--- BEGIN ---

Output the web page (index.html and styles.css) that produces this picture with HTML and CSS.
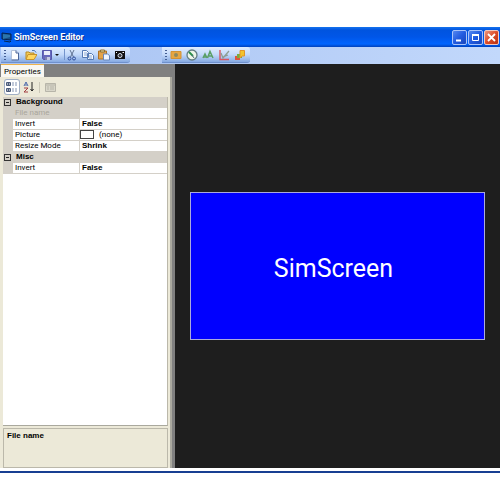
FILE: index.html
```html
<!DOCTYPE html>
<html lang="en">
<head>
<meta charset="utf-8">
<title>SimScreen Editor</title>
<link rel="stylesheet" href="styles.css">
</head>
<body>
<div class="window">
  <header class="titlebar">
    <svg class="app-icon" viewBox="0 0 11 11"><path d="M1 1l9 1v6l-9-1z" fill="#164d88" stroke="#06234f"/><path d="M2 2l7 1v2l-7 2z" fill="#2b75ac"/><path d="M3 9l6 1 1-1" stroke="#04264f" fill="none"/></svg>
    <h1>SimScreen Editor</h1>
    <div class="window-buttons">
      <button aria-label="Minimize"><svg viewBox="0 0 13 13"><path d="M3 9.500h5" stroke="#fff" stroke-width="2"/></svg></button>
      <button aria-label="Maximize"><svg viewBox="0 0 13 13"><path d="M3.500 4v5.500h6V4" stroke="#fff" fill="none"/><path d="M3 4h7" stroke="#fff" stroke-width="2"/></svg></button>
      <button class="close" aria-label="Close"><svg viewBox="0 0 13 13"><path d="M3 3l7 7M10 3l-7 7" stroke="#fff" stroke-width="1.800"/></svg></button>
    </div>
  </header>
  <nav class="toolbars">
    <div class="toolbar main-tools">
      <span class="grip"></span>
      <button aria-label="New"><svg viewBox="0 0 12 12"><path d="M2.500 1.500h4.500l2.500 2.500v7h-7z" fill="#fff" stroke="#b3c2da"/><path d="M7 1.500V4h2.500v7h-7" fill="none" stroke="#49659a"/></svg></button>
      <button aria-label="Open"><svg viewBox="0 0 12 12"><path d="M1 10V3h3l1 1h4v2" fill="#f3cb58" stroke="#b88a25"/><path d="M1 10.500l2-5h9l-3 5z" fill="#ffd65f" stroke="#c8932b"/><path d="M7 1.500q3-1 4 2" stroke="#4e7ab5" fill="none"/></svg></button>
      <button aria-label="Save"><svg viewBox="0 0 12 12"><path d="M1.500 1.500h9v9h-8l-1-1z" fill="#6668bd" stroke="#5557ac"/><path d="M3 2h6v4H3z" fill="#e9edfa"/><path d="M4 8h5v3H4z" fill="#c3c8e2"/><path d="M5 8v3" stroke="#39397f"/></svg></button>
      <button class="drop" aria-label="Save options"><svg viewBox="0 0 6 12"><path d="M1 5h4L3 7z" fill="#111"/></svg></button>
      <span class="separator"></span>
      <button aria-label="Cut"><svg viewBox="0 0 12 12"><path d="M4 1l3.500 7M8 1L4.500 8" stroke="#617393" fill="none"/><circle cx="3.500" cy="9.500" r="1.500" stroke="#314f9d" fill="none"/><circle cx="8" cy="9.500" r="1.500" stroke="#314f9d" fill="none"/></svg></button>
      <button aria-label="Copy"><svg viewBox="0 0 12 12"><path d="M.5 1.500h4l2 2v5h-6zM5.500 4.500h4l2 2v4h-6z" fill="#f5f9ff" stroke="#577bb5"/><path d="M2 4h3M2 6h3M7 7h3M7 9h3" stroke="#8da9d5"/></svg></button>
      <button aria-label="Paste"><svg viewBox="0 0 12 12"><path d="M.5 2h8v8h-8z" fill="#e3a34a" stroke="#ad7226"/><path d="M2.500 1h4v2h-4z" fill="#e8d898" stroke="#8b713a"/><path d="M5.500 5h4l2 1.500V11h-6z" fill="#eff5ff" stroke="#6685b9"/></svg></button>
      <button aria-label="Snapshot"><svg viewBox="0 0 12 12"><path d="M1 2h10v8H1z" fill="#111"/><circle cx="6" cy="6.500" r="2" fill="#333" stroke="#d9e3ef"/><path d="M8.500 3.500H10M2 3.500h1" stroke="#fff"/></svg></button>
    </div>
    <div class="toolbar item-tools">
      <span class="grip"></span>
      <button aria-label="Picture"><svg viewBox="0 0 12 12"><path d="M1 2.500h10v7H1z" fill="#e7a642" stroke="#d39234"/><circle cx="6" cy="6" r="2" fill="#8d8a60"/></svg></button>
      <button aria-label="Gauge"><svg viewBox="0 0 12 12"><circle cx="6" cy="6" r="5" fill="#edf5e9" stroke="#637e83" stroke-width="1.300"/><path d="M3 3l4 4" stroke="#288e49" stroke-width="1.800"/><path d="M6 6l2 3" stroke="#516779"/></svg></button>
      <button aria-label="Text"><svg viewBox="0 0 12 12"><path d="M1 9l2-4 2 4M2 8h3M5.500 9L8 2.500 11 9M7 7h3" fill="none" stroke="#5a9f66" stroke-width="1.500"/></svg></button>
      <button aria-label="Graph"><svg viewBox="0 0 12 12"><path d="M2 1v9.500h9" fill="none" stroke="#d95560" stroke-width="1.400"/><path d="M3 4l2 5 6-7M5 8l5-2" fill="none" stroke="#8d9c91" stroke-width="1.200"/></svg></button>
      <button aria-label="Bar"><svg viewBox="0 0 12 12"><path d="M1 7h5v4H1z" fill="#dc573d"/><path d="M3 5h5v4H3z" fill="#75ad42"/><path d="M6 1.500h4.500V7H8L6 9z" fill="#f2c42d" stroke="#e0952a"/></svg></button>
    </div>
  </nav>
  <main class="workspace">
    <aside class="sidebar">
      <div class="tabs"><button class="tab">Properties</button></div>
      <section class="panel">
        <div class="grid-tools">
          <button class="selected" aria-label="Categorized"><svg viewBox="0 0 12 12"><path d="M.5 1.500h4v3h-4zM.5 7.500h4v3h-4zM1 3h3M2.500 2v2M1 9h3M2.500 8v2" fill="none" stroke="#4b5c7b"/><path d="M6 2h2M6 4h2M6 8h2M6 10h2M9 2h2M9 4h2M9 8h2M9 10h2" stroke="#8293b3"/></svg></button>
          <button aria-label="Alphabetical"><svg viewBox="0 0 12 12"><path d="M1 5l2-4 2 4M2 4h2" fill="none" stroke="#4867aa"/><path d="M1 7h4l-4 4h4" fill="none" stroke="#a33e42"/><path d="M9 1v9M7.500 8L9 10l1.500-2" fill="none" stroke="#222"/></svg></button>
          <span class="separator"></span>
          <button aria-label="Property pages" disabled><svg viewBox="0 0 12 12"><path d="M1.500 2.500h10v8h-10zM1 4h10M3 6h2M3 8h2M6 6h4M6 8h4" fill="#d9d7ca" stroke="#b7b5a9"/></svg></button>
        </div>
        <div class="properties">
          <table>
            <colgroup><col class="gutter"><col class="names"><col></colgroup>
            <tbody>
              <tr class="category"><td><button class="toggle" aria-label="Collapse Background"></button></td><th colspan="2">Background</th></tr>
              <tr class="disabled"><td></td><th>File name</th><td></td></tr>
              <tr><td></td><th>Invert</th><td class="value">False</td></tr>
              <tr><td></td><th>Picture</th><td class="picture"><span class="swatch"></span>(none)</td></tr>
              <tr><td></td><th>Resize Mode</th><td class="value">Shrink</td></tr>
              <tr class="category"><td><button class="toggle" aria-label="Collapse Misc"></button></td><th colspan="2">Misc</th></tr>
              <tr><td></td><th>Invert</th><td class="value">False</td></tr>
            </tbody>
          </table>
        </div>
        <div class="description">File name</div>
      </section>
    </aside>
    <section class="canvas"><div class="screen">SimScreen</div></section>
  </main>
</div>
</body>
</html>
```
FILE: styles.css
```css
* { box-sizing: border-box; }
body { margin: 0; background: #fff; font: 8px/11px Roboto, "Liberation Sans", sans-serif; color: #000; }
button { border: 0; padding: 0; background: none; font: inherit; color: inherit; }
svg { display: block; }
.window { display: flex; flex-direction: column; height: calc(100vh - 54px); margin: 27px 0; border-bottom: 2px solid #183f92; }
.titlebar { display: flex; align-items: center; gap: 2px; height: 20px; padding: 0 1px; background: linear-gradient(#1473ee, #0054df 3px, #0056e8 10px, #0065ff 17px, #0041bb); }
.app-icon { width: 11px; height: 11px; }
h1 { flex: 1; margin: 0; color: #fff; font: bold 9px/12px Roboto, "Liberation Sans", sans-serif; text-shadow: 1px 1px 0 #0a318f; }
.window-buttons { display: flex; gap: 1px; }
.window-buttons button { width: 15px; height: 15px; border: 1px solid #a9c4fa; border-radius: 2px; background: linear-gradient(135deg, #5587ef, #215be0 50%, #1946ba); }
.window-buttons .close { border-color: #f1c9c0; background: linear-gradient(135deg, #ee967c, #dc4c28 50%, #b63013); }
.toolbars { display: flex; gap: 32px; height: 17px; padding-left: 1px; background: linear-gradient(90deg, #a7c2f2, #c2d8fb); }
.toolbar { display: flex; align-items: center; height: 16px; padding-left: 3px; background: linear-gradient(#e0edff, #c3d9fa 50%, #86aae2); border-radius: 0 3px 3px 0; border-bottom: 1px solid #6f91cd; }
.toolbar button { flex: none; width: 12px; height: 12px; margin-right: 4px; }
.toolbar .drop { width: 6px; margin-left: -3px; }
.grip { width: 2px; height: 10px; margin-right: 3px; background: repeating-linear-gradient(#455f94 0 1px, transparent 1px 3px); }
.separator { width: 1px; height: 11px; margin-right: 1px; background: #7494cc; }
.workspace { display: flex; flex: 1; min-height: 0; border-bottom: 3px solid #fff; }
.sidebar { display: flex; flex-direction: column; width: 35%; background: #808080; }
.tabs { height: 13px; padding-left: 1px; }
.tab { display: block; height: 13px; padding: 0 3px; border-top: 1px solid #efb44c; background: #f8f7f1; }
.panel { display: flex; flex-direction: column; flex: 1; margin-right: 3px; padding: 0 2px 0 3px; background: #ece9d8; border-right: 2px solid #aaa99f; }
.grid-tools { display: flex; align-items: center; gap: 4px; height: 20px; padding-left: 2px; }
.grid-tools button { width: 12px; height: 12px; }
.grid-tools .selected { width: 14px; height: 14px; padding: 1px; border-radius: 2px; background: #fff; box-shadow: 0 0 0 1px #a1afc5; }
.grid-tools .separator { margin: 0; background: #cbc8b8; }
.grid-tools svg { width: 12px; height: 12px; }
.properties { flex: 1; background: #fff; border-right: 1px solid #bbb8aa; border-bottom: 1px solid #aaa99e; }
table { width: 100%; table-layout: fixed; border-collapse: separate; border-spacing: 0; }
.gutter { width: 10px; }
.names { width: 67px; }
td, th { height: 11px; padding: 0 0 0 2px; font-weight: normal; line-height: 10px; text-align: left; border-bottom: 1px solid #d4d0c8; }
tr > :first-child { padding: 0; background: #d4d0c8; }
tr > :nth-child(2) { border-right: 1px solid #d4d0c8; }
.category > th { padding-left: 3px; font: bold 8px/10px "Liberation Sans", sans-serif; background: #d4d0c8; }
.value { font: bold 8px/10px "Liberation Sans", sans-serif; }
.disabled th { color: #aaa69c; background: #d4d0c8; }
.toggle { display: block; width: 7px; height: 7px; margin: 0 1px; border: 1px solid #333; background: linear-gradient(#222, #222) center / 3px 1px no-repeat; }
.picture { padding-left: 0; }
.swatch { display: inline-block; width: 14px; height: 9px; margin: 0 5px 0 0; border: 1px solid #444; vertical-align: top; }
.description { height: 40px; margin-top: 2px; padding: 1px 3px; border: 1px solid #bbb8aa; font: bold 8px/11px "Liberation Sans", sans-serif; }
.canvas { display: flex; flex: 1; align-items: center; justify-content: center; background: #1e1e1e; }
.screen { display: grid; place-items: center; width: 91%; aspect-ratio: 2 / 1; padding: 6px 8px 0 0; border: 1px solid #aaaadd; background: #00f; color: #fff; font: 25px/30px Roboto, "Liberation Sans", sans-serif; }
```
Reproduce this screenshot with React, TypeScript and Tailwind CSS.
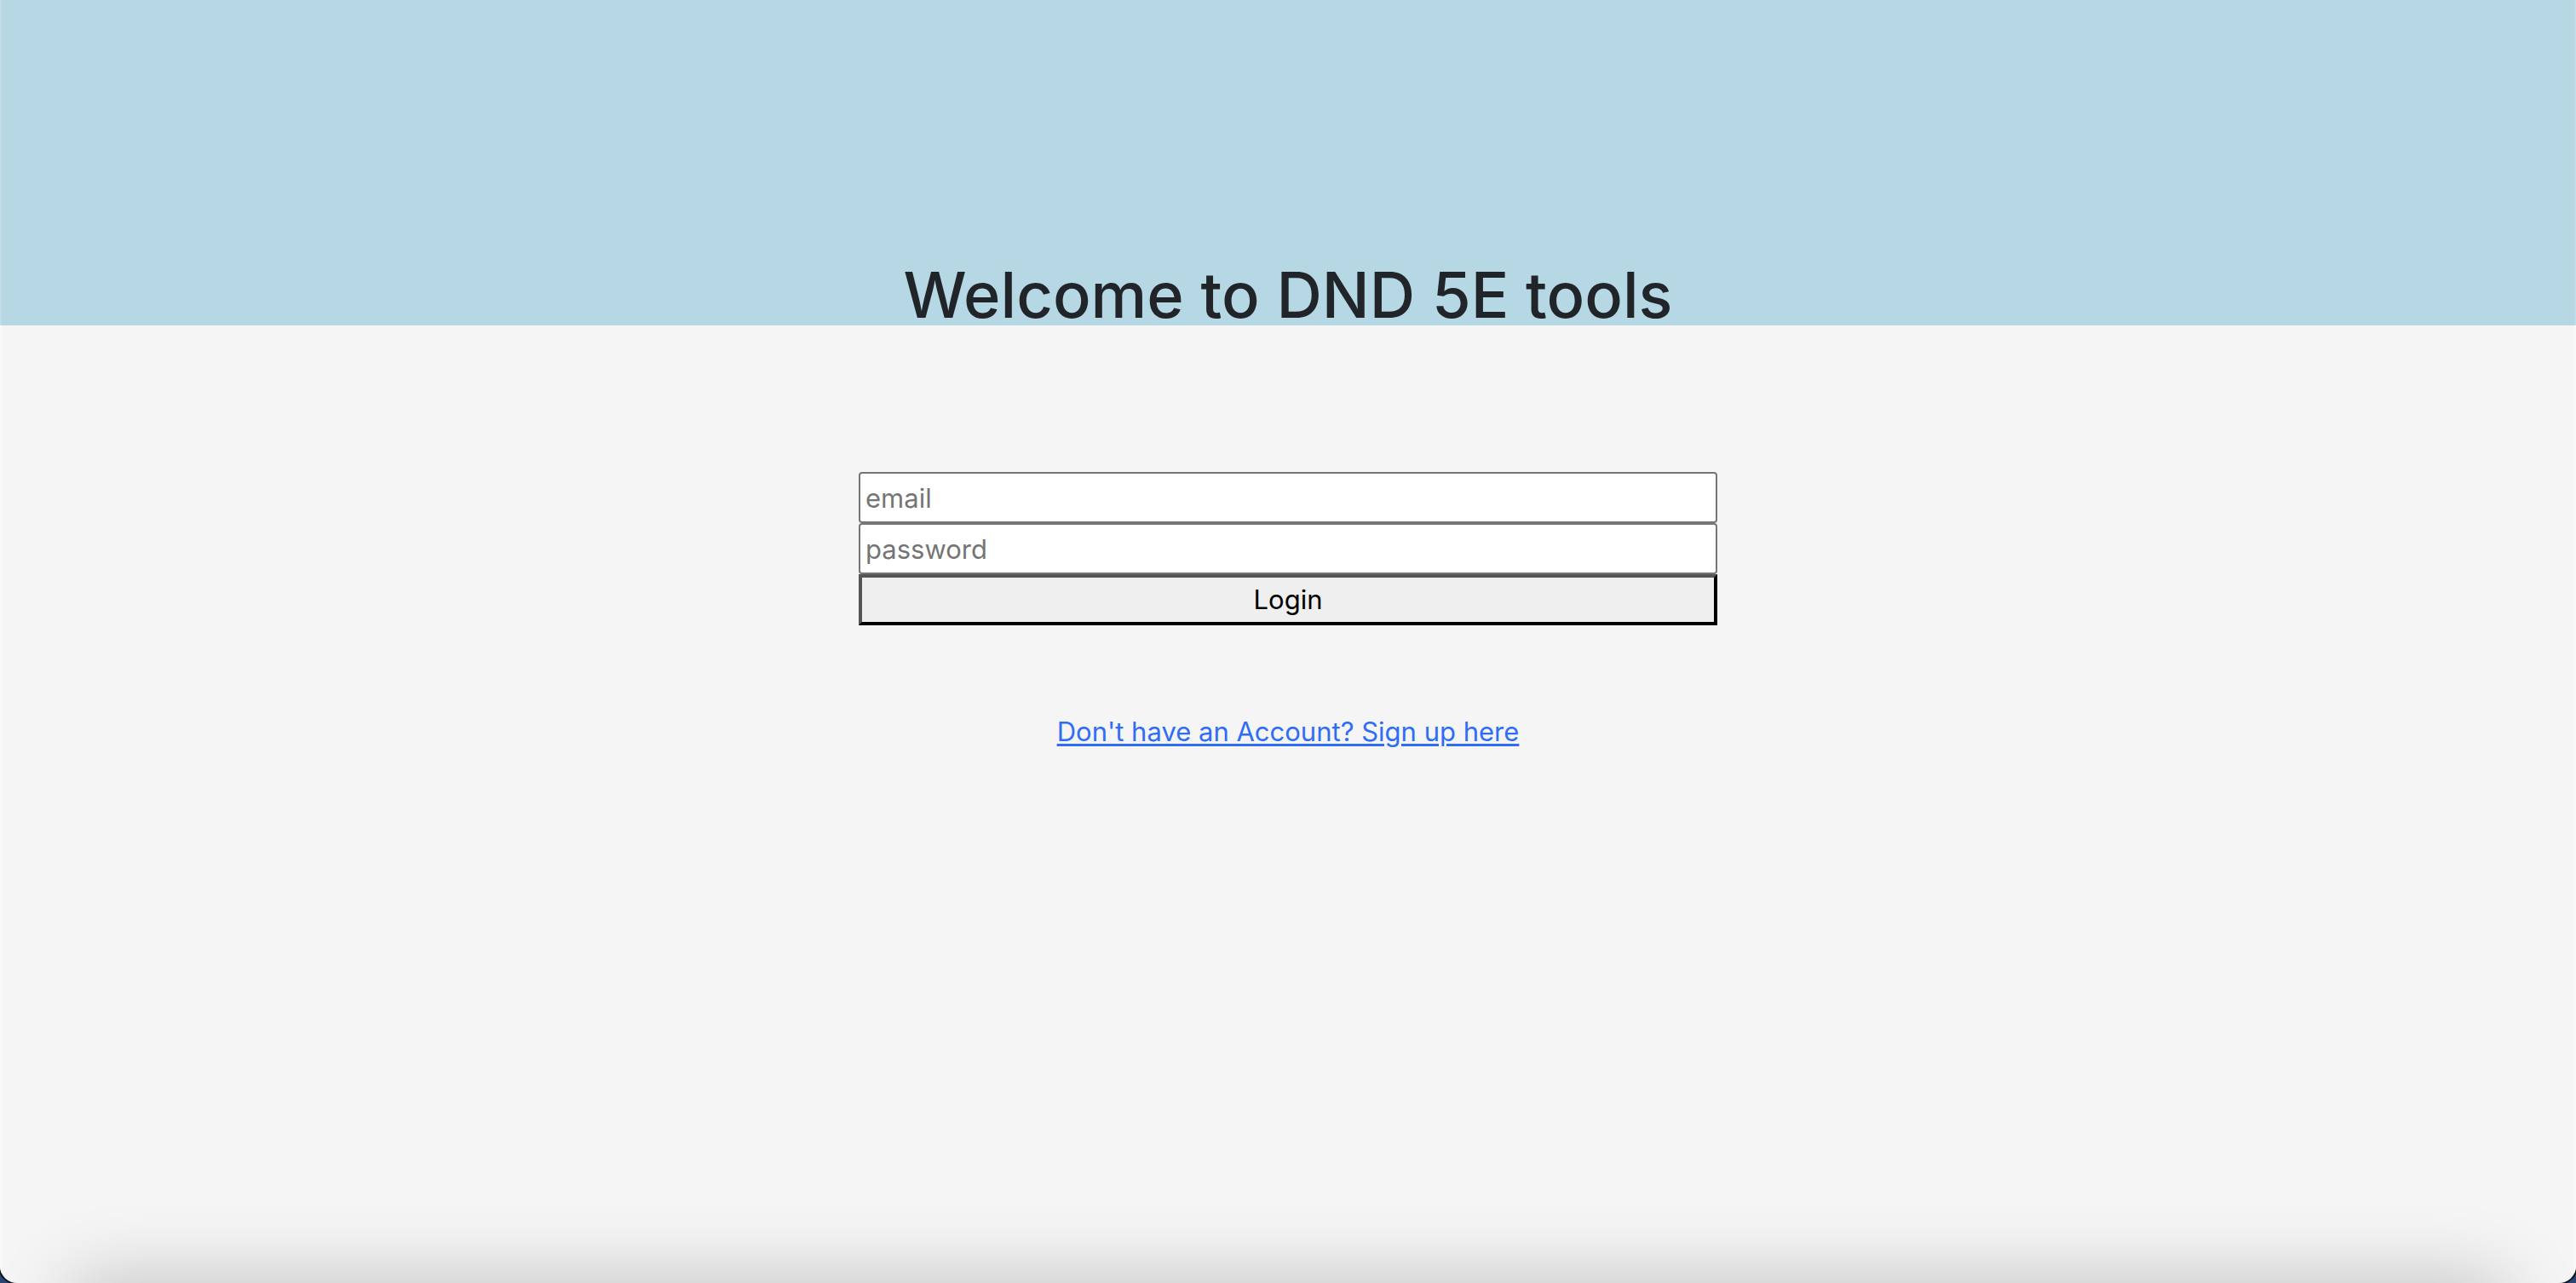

--- END ---

Problem to solve: Across the data above, how many lines include the word "index"? Give only the count.

Written response: 2